# what are max and min depths for substrates in planted tanks?!?! i am using safe



## junglefowl (Oct 30, 2012)

If you plan to create slope...the ideal is 3in in the front and 5in in the back!
Can be more or less depend on tank size...


----------



## roadmaster (Nov 5, 2009)

I would suggest minimum of two inches, and maximum of four inches.


----------



## philipraposo1982 (Mar 6, 2014)

okay that when i wanted to hear. i ended up with not much of a slope as I will not have any rocks or hills. I plan to gain all my height via different plants and such.


----------



## acitydweller (Dec 28, 2011)

The substrate should be just thick enough to work in a scape or enough to allow plants to anchor. The maximum height should be relative to the shape of the scape. See below...









Its more about what you wish to achieve. If you are after a basic grow out tank, 3" all around works for generally most plants.


----------



## philipraposo1982 (Mar 6, 2014)

if thats your tank i am very very impressed!!

makes perfect sense and thank you


----------



## dru (Mar 9, 2013)

I have a carpet of HC in .5" of Flourite. 

I would guess that would be the minimum


----------



## scapegoat (Jun 3, 2010)

anyone giving you absolute measurements are pulling numbers straight out of their arse.

https://www.youtube.com/watch?v=ad0pwwt17KU&list=PL9E942DDFB65DDB8F


----------



## AquaPlants (Mar 22, 2014)

The back of my aquarium has slopes up to 8inches of Aquasoil.. I'm preparing to start DSM of HC. Should I be concerned about anaerobic problems?


----------



## lauraleellbp (Feb 3, 2008)

AquaPlants said:


> The back of my aquarium has slopes up to 8inches of Aquasoil.. I'm preparing to start DSM of HC. Should I be concerned about anaerobic problems?


Yes.

You can do some things to help minimize the risks (plant roots and Malaysian Trumpet Snails can help), but keep that risk in mind. Any time you do any work in the tank I'd recommend a very large water change afterwards just in case you might hit a bubble.

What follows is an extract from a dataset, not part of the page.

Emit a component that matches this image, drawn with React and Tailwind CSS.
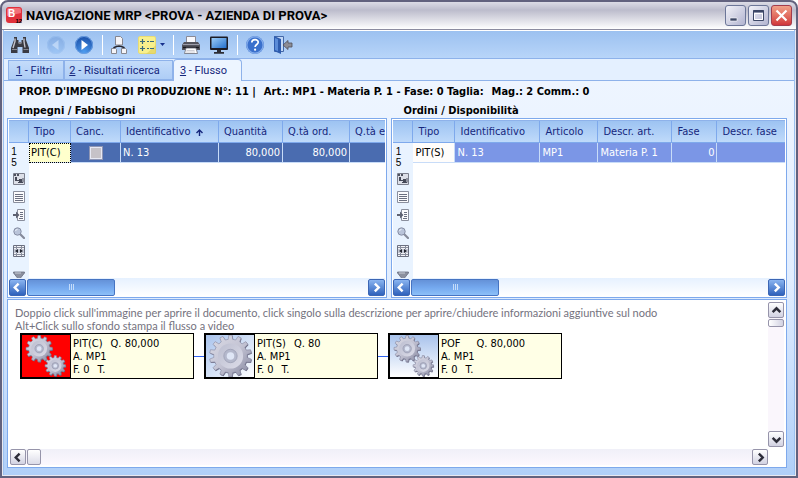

I had a massive fish die-off some years back after pushing my 90gal from one room into another that I'm pretty sure was from disturbing some H2O2 pockets (my best guess, at any rate).

Most people say 2-4" because that's really all that's needed by most of the plants we keep. Only gignormous plants (like swords or crypts) will have much deeper root systems.


----------